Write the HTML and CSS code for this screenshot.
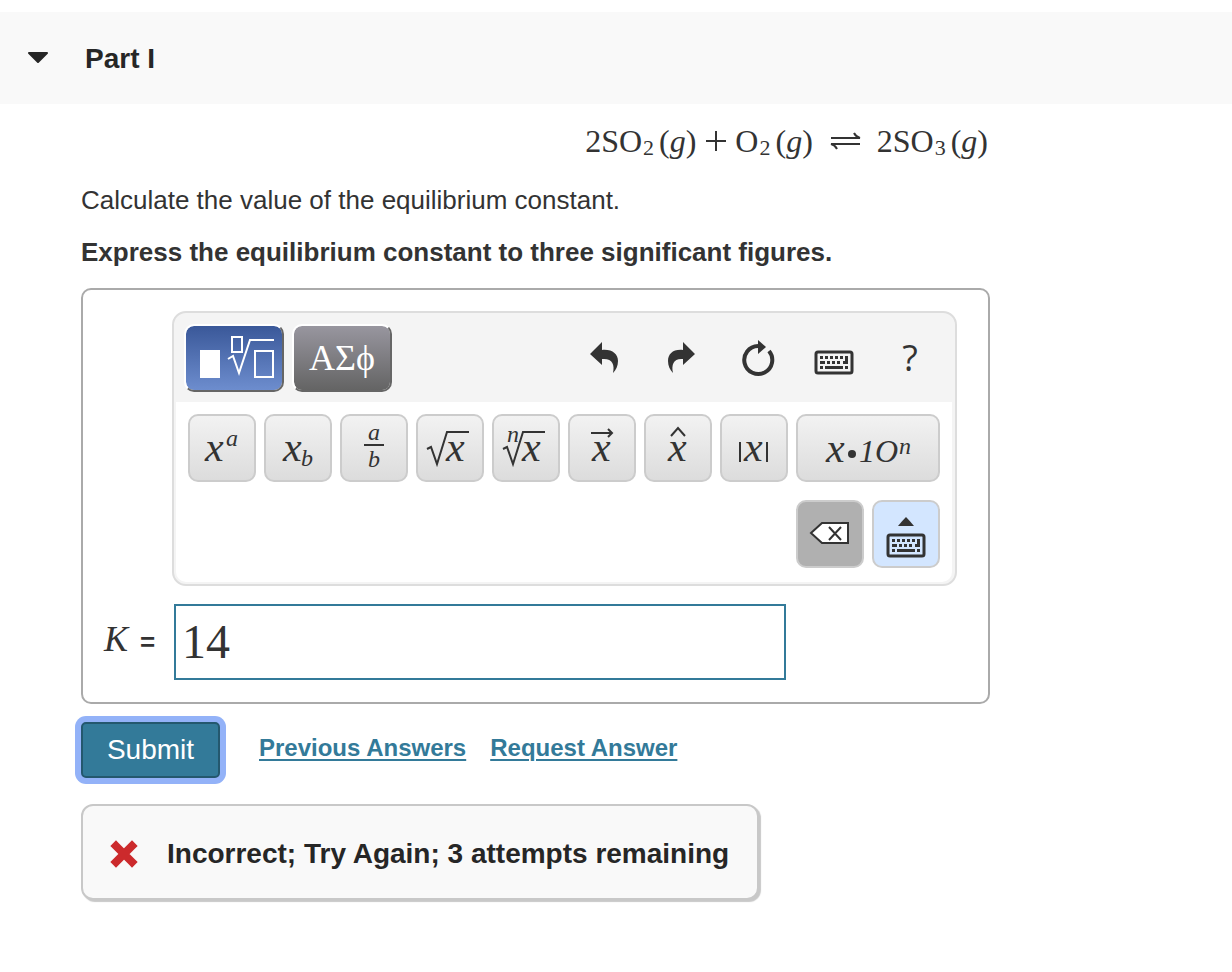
FILE: index.html
```html
<!DOCTYPE html>
<html lang="en">
<head>
<meta charset="utf-8">
<meta name="viewport" content="width=device-width, initial-scale=1">
<title>Part I</title>
<link rel="stylesheet" href="styles.css">
</head>
<body>
<svg class="defs" aria-hidden="true">
  <symbol id="keyboard" viewBox="0 0 40 26">
    <rect x="2" y="2" width="36" height="21" rx="2" fill="none" stroke="currentColor" stroke-width="3"/>
    <path fill="currentColor" d="M6 6h3v3h-3zM11 6h3v3h-3zM16 6h3v3h-3zM21 6h3v3h-3zM26 6h3v3h-3zM31 6h3v8h-5v-3h2zM6 11h5v3H6zM13 11h3v3h-3zM18 11h3v3h-3zM23 11h3v3h-3zM6 16h3v3H6zM11 16h18v3H11zM31 16h3v3h-3z"/>
  </symbol>
</svg>
<header class="part-header">
  <button class="part-toggle" type="button" aria-label="Collapse Part I">
    <svg width="22" height="14" viewBox="0 0 22 14"><path d="M2 2h18l-9 9z" fill="#262626" stroke="#262626" stroke-width="2" stroke-linejoin="round"/></svg>
  </button>
  <h1 class="part-title">Part I</h1>
</header>
<main class="content">
  <div class="equation">
    <span>2SO</span><span class="eq-sub">2</span><span class="eq-state">(<i>g</i>)</span>
    <svg class="eq-plus" width="22" height="22" viewBox="0 0 22 22"><path d="M11 1v20M1 11h20" stroke="#333" stroke-width="2"/></svg>
    <span>O</span><span class="eq-sub">2</span><span class="eq-state">(<i>g</i>)</span>
    <svg class="eq-arrows" width="31" height="18" viewBox="0 0 31 18"><path d="M1 6h29q-4-1-6-5M30 12H1q4 1 6 5" fill="none" stroke="#333" stroke-width="2"/></svg>
    <span>2SO</span><span class="eq-sub">3</span><span class="eq-state">(<i>g</i>)</span>
  </div>
  <p class="prompt">Calculate the value of the equilibrium constant.</p>
  <p class="prompt prompt-strong">Express the equilibrium constant to three significant figures.</p>

  <form class="answer" id="answer">
    <div class="panel">
      <div class="panel-bar">
        <div class="tabs">
          <button class="tab tab-active" type="button" aria-label="Templates">
            <svg width="96" height="64" viewBox="0 0 96 64" fill="none" stroke="#fff" stroke-width="2">
              <rect x="14" y="24" width="20" height="28" fill="#fff" stroke="none"/>
              <rect x="46" y="11" width="10" height="15"/>
              <rect x="69" y="25" width="18" height="26"/>
              <path d="M42 33l5-3 6 17 11-33h24"/>
            </svg>
          </button>
          <button class="tab" type="button">ΑΣϕ</button>
        </div>
        <div class="tools">
          <button class="tool" type="button" aria-label="Undo">
            <svg width="64" height="66" viewBox="0 0 64 66"><path fill="#333" d="M16 29L28 17v8C38 24 44 29 44 36c0 5-2 9-5 12 2-9-1-15-11-14v6z"/></svg>
          </button>
          <button class="tool" type="button" aria-label="Redo">
            <svg width="64" height="66" viewBox="0 0 64 66"><path fill="#333" d="M45 29L33 17v8C23 24 18 29 18 36c0 5 2 9 5 12-2-9 1-15 10-14v6z"/></svg>
          </button>
          <button class="tool" type="button" aria-label="Reset">
            <svg width="64" height="66" viewBox="0 0 64 66"><path d="M43 26A14 14 0 1 1 32 21" fill="none" stroke="#333" stroke-width="4"/><path d="M32 15l8 7-8 7z" fill="#333"/></svg>
          </button>
          <button class="tool tool-keys" type="button" aria-label="Keyboard shortcuts">
            <svg width="40" height="26"><use href="#keyboard"/></svg>
          </button>
          <button class="tool tool-help" type="button">?</button>
        </div>
      </div>
      <div class="panel-body">
        <div class="keys">
          <button class="key" type="button" aria-label="Superscript"><svg width="64" height="64" viewBox="0 0 64 64"><text x="15" y="45" class="glyph">x</text><text x="36" y="30" class="glyph-small">a</text></svg></button>
          <button class="key" type="button" aria-label="Subscript"><svg width="64" height="64" viewBox="0 0 64 64"><text x="17" y="45" class="glyph">x</text><text x="35" y="50" class="glyph-small">b</text></svg></button>
          <button class="key" type="button" aria-label="Fraction"><svg width="64" height="64" viewBox="0 0 64 64"><text x="26" y="24" class="glyph-small">a</text><path d="M22 29h20" class="line"/><text x="26" y="51" class="glyph-small">b</text></svg></button>
          <button class="key" type="button" aria-label="Square root"><svg width="64" height="64" viewBox="0 0 64 64"><path d="M9 33l4-2 6 17 10-32h22" class="line"/><text x="28" y="45" class="glyph">x</text></svg></button>
          <button class="key" type="button" aria-label="Nth root"><svg width="64" height="64" viewBox="0 0 64 64"><text x="13" y="26" class="glyph-small">n</text><path d="M9 33l4-2 6 17 10-32h22" class="line"/><text x="28" y="45" class="glyph">x</text></svg></button>
          <button class="key" type="button" aria-label="Vector"><svg width="64" height="64" viewBox="0 0 64 64"><path d="M21 17h21M38 13l4 4-4 4" class="line-thin"/><text x="22" y="45" class="glyph">x</text></svg></button>
          <button class="key" type="button" aria-label="Hat"><svg width="64" height="64" viewBox="0 0 64 64"><path d="M25 20l7-8 7 8" class="line-thin"/><text x="22" y="45" class="glyph">x</text></svg></button>
          <button class="key" type="button" aria-label="Absolute value"><svg width="64" height="64" viewBox="0 0 64 64"><path d="M18 26v20M45 26v20" class="line"/><text x="22" y="45" class="glyph">x</text></svg></button>
          <button class="key key-wide" type="button" aria-label="Scientific notation"><svg width="140" height="64" viewBox="0 0 140 64"><text x="28" y="46" class="glyph">x</text><circle cx="54" cy="38" r="4" fill="#333"/><text x="61" y="46" class="glyph-digit">1O</text><text x="101" y="38" class="glyph-small">n</text></svg></button>
        </div>
        <div class="keys keys-end">
          <button class="key key-delete" type="button" aria-label="Delete"><svg width="64" height="64" viewBox="0 0 64 64"><path d="M13 31l11-10h26v20H24z" fill="#fff" stroke="#333" stroke-width="2"/><path d="M31 25l12 13M43 25L31 38" class="line"/></svg></button>
          <button class="key key-toggle" type="button" aria-label="Show keyboard">
            <svg width="16" height="10" viewBox="0 0 16 10"><path d="M0 9q4-5 8-9 4 4 8 9z" fill="#333"/></svg>
            <svg width="40" height="26"><use href="#keyboard"/></svg>
          </button>
        </div>
      </div>
    </div>
    <div class="entry">
      <label class="entry-label" for="k"><i>K</i><span>=</span></label>
      <input class="entry-input" id="k" type="text" value="14">
    </div>
  </form>

  <div class="actions">
    <button class="submit" type="submit" form="answer">Submit</button>
    <a class="link" href="#">Previous Answers</a>
    <a class="link" href="#">Request Answer</a>
  </div>

  <div class="feedback" role="alert">
    <svg width="28" height="28" viewBox="0 0 28 28"><path d="M6 6l16 16M22 6L6 22" stroke="#cc2a2c" stroke-width="8" stroke-linecap="square"/></svg>
    <span>Incorrect; Try Again; 3 attempts remaining</span>
  </div>
</main>
</body>
</html>
```
FILE: styles.css
```css
* { box-sizing: border-box; }
body {
  margin: 0;
  padding: 12px 0 32px;
  background: #fff;
  color: #333;
  font-family: "Liberation Sans", Arial, sans-serif;
  font-size: 26px;
}
button { font: inherit; color: inherit; padding: 0; border: 0; background: none; cursor: pointer; }
svg { display: block; flex: none; }
.defs { position: absolute; width: 0; height: 0; }

.part-header {
  display: flex;
  align-items: center;
  gap: 36px;
  height: 92px;
  padding: 0 27px;
  background: #f9f9f9;
  color: #262626;
}
.part-title { margin: 0; padding-top: 2px; font-size: 28px; line-height: 32px; }

.content { max-width: 990px; padding-left: 81px; }

.equation {
  display: flex;
  justify-content: flex-end;
  align-items: center;
  height: 76px;
  padding: 0 2px 2px 0;
  font-family: "Liberation Serif", "Times New Roman", serif;
  font-size: 32px;
}
.eq-sub { margin: 14px 5px 0 1px; font-size: 22px; }
.eq-plus { margin: 0 8px 0 9px; }
.eq-arrows { margin: 0 16px 0 17px; }

.prompt { margin: 0 0 20px; line-height: 32px; padding-top: 4px; }
.prompt + .prompt { padding-top: 0; }
.prompt-strong { font-weight: bold; }

.answer {
  border: 2px solid #aaa;
  border-radius: 10px;
  padding: 21px 31px 22px 21px;
}
.panel {
  margin-left: 68px;
  border: 2px solid #ddd;
  border-radius: 14px;
  padding: 0 3px 2px 2px;
  background: #f4f4f4;
}
.panel-bar {
  display: flex;
  justify-content: space-between;
  align-items: center;
  height: 89px;
  padding: 0 10px 0 8px;
}
.tabs { display: flex; gap: 8px; }
.tab {
  width: 100px;
  height: 68px;
  border: 2px solid;
  border-color: #fff #666 #666 #fff;
  border-radius: 10px;
  background: linear-gradient(#98969f, #646464) padding-box;
  color: #fff;
  font-family: "Liberation Serif", "Times New Roman", serif;
  font-size: 36px;
  line-height: 60px;
}
.tab-active { background: linear-gradient(#3a5899, #6d8dce) padding-box; }
.tools { display: flex; gap: 12px; }
.tool { display: flex; align-items: center; justify-content: center; width: 64px; height: 66px; }
.tool-keys { padding-top: 10px; }
.tool-help { font-family: "Open Sans", sans-serif; font-size: 36px; line-height: 60px; }

.panel-body {
  padding: 12px;
  padding-bottom: 14px;
  border-bottom-right-radius: 10px;
  border-bottom-left-radius: 10px;
  background: #fff;
}
.keys { display: flex; gap: 8px; }
.keys-end { justify-content: flex-end; margin-top: 18px; }
.key {
  width: 68px;
  height: 68px;
  flex: none;
  border: 2px solid #ccc;
  border-radius: 10px;
  background: linear-gradient(#f2f2f2, #dcdcdc);
}
.key-wide { width: 144px; }
.key-delete { background: #b0b0b0; }
.key-toggle {
  display: flex;
  flex-direction: column;
  align-items: center;
  gap: 6px;
  padding-top: 15px;
  background: #d3e6ff;
}
.glyph, .glyph-small, .glyph-digit {
  font-family: "Liberation Serif", "Times New Roman", serif;
  font-style: italic;
  fill: #333;
}
.glyph { font-size: 42px; }
.glyph-small { font-size: 24px; }
.glyph-digit { font-size: 32px; }
.line { fill: none; stroke: #333; stroke-width: 2px; }
.line-thin { fill: none; stroke: #333; stroke-width: 2px; }

.entry { display: flex; align-items: center; margin-top: 18px; }
.entry-label { display: flex; align-items: baseline; gap: 12px; width: 70px; padding-bottom: 6px; font-weight: bold; font-size: 26px; }
.entry-label i {
  font-family: "Liberation Serif", "Times New Roman", serif;
  font-size: 36px;
  font-weight: normal;
}
.entry-input {
  flex: 0 1 612px;
  min-width: 0;
  height: 76px;
  border: 2px solid #337a99;
  border-radius: 0;
  padding: 0 6px 2px;
  background: #fff;
  color: #333;
  font-family: "Liberation Serif", "Times New Roman", serif;
  font-size: 48px;
}

.actions { display: flex; align-items: center; margin-top: 18px; }
.submit {
  width: 139px;
  height: 56px;
  margin-right: 39px;
  border: 2px solid #24586e;
  border-radius: 5px;
  box-shadow: 0 0 0 6px #93b2f8;
  background: #337a99;
  color: #fff;
  font-size: 28px;
}
.link {
  margin-right: 24px;
  padding-bottom: 4px;
  color: #337a99;
  font-size: 24px;
  font-weight: bold;
  text-decoration-thickness: 2px;
  text-underline-offset: 3px;
}

.feedback {
  display: flex;
  align-items: center;
  gap: 29px;
  width: fit-content;
  height: 96px;
  margin-top: 26px;
  padding: 4px 28px 0 27px;
  border: 2px solid #c8c8c8;
  border-radius: 12px;
  box-shadow: 2px 2px 1px #c8c8c8;
  background: #f9f9f9;
  color: #262626;
  font-size: 28px;
  font-weight: bold;
}
```
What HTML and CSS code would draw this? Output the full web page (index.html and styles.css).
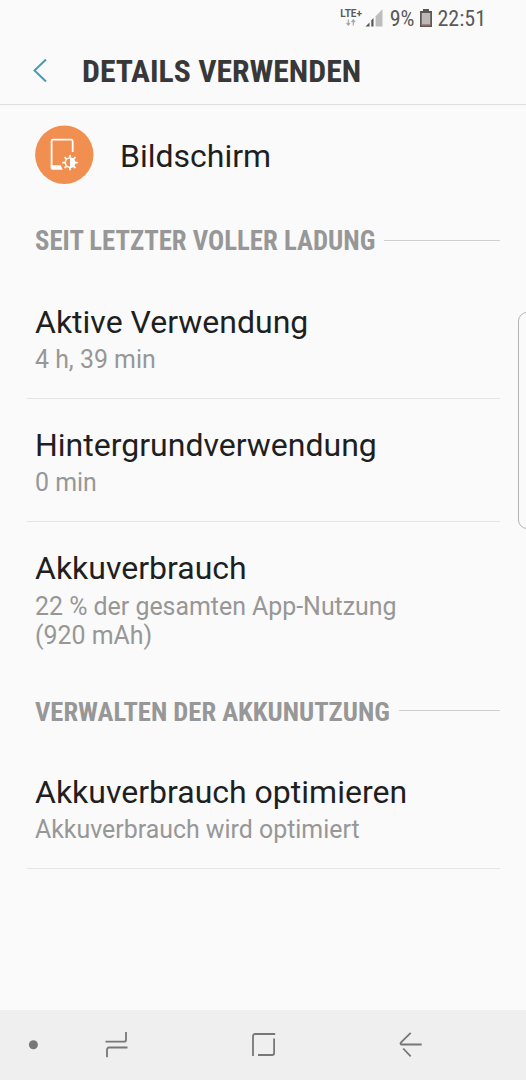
FILE: index.html
```html
<!DOCTYPE html>
<html lang="de">
<head>
  <meta charset="UTF-8">
  <meta name="viewport" content="width=device-width, initial-scale=1">
  <title>Details verwenden</title>
  <link rel="stylesheet" href="styles.css">
</head>
<body>

<div class="screen">
  <div class="status-bar">
    <div class="network">
      <span class="lte">LTE+</span>
      <svg width="12" height="7" viewBox="0 0 12 7" fill="none" stroke="#aaa" stroke-width="1.3">
        <path d="M3.3 0.5v5.5M1.5 4l1.8 2 1.8-2M8.3 6.5V1M6.5 3l1.8-2 1.8 2"/>
      </svg>
    </div>
    <svg class="signal" width="18" height="18" viewBox="0 0 18 18">
      <path d="M0.5 17.5l4-4v4zM6.3 17.5v-6.2l2.2-2.2v8.4z" fill="#555"/>
      <path d="M10.6 17.5V7.2L17.5 0.3v17.2z" fill="#bdbdbd"/>
    </svg>
    <span class="percent">9%</span>
    <svg class="battery" width="12" height="18" viewBox="0 0 12 18">
      <path d="M3 0h6v2h3v16H0V2h3z" fill="#5c5655"/>
      <path d="M1.7 4h8.6v12H1.7z" fill="#bab8b8"/>
      <path d="M1.7 15h8.6v1.6H1.7z" fill="#a8817c"/>
    </svg>
    <span class="clock">22:51</span>
  </div>

  <header class="header">
    <svg class="back" width="16" height="26" viewBox="0 0 16 26" fill="none" stroke="#4a9ab5" stroke-width="2">
      <path d="M14 1.5L2.5 12.5l11.5 11"/>
    </svg>
    <h1>DETAILS VERWENDEN</h1>
  </header>

  <main>
    <div class="app">
      <svg width="60" height="60" viewBox="0 0 60 60">
        <circle cx="30.3" cy="29.7" r="29.2" fill="#f08f50"/>
        <path d="M38.7 27V16.2a1.5 1.5 0 0 0-1.5-1.5H19.1a1.5 1.5 0 0 0-1.5 1.5V42" fill="none" stroke="#fff" stroke-width="1.8"/>
        <path d="M16.7 40.2h10l2 4.6H18.5a1.8 1.8 0 0 1-1.8-1.8z" fill="#fff"/>
        <g transform="translate(36 37.6)" stroke="#fff" fill="none">
          <circle r="4.7" stroke-width="1.4"/>
          <path d="M0-4.7a4.7 4.7 0 0 1 0 9.4z" fill="#fff" stroke="none"/>
          <path d="M0-5v-2.7M0 5v2.7M-5 0h-2.7M5 0h2.7M-3.5-3.5l-1.9-1.9M3.5-3.5l1.9-1.9M-3.5 3.5l-1.9 1.9M3.5 3.5l1.9 1.9" stroke-width="1.8"/>
        </g>
      </svg>
      <span>Bildschirm</span>
    </div>

    <h2 class="section first"><span>SEIT LETZTER VOLLER LADUNG</span></h2>
    <div class="item">
      <div class="title">Aktive Verwendung</div>
      <div class="sub">4 h, 39 min</div>
    </div>
    <div class="item">
      <div class="title">Hintergrundverwendung</div>
      <div class="sub">0 min</div>
    </div>
    <div class="item last">
      <div class="title">Akkuverbrauch</div>
      <div class="sub">22 % der gesamten App-Nutzung<br>(920 mAh)</div>
    </div>

    <h2 class="section"><span>VERWALTEN DER AKKUNUTZUNG</span></h2>
    <div class="item">
      <div class="title">Akkuverbrauch optimieren</div>
      <div class="sub">Akkuverbrauch wird optimiert</div>
    </div>
  </main>

  <!-- edge panel handle -->
  <div class="edge-handle"></div>

  <nav class="nav-bar">
    <svg class="dot" width="10" height="10" viewBox="0 0 10 10"><circle cx="5.4" cy="4.7" r="4.5"/></svg>
    <svg class="recents" width="24" height="26" viewBox="0 0 24 26">
      <path d="M0.5 9.7h18.5a2 2 0 0 0 2-2V0M22.5 15.5H4a2 2 0 0 0-2 2v7.7"/>
    </svg>
    <svg class="home" width="24" height="24" viewBox="0 0 24 24">
      <path d="M1 23V3a2 2 0 0 1 2-2h20.2M22.1 5.5v14.5a2 2 0 0 1-2 2H6"/>
    </svg>
    <svg class="return" width="24" height="26" viewBox="0 0 24 26">
      <path d="M22.7 12.5H2.2q-1.2-.8-.4-1.8L11.7 .8M4.2 16.5l7.5 7.8"/>
    </svg>
  </nav>
</div>

</body>
</html>
```

FILE: styles.css
```css
* {
  box-sizing: border-box;
}

body {
  margin: 0;
  font-family: Roboto, sans-serif;
  background: #fafafa;
  color: #1f1f1f;
}

h1, h2 {
  margin: 0;
  font-family: "Roboto Condensed", Roboto, sans-serif;
  font-stretch: condensed;
  font-weight: 700;
  white-space: nowrap;
}

.screen {
  position: relative;
  display: flex;
  flex-direction: column;
  height: 1080px;
  overflow: hidden;
}

.status-bar {
  display: flex;
  justify-content: flex-end;
  align-items: center;
  height: 36px;
  padding-right: 40px;
  font-family: "Roboto Condensed", Roboto, sans-serif;
  font-stretch: condensed;
  font-size: 22px;
  color: #5a5a5a;
}

.network {
  display: flex;
  flex-direction: column;
  align-items: center;
  width: 23px;
  margin-bottom: 1px;
}

.lte {
  font-family: Roboto, sans-serif;
  font-stretch: normal;
  font-size: 10px;
  font-weight: 700;
  line-height: 10px;
}

.signal {
  margin: 0 7px 0 2px;
}

.battery {
  margin: 0 5px 0 6px;
}

.header {
  display: flex;
  align-items: center;
  height: 69px;
  padding: 2px 0 0 32px;
  border-bottom: 1px solid #dedede;
}

.header h1 {
  margin-left: 34px;
  font-size: 31.7px;
  color: #383838;
}

main {
  flex: 1;
  padding: 0 26px 0 27px;
}

.app {
  display: flex;
  align-items: center;
  height: 100px;
  padding-left: 7px;
  gap: 26px;
  font-size: 32px;
}

.app span {
  padding-top: 2px;
}

.section {
  display: flex;
  align-items: center;
  height: 72px;
  padding-left: 8px;
  font-size: 26.6px;
  color: #979797;
}

.section span {
  padding-top: 2px;
}

.section.first {
  height: 71px;
  font-size: 26.75px;
}

.section.first span {
  padding-top: 0;
}

.section::after {
  content: "";
  flex: 1;
  height: 1px;
  margin-left: 9px;
  background: #cfcfcf;
}

.item {
  padding: 27px 8px 24px;
  border-bottom: 1px solid #e4e4e4;
}

.item.last {
  border-bottom: 0;
}

.item.last .sub {
  padding-top: 1px;
}

.title {
  font-size: 32px;
  line-height: 38px;
}

.sub {
  margin-top: 4px;
  font-size: 24.9px;
  line-height: 29px;
  color: #979797;
}

.edge-handle {
  position: absolute;
  top: 312px;
  right: -10px;
  width: 18px;
  height: 217px;
  border: 1px solid #b5b5b5;
  border-radius: 9px;
}

.nav-bar {
  display: flex;
  align-items: center;
  height: 70px;
  padding-left: 28px;
  background: #efefef;
}

.nav-bar svg {
  fill: none;
  stroke: #777;
  stroke-width: 1.8;
}

.nav-bar .dot {
  fill: #777;
  stroke: none;
}

.recents {
  margin-left: 67px;
}

.home {
  margin-left: 123px;
}

.return {
  margin-left: 123px;
}
```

Task to complete:
Extract every line of the records above that contains the word "this".

Written solution:
Write the HTML and CSS code for this screenshot.
What HTML and CSS code would draw this? Output the full web page (index.html and styles.css).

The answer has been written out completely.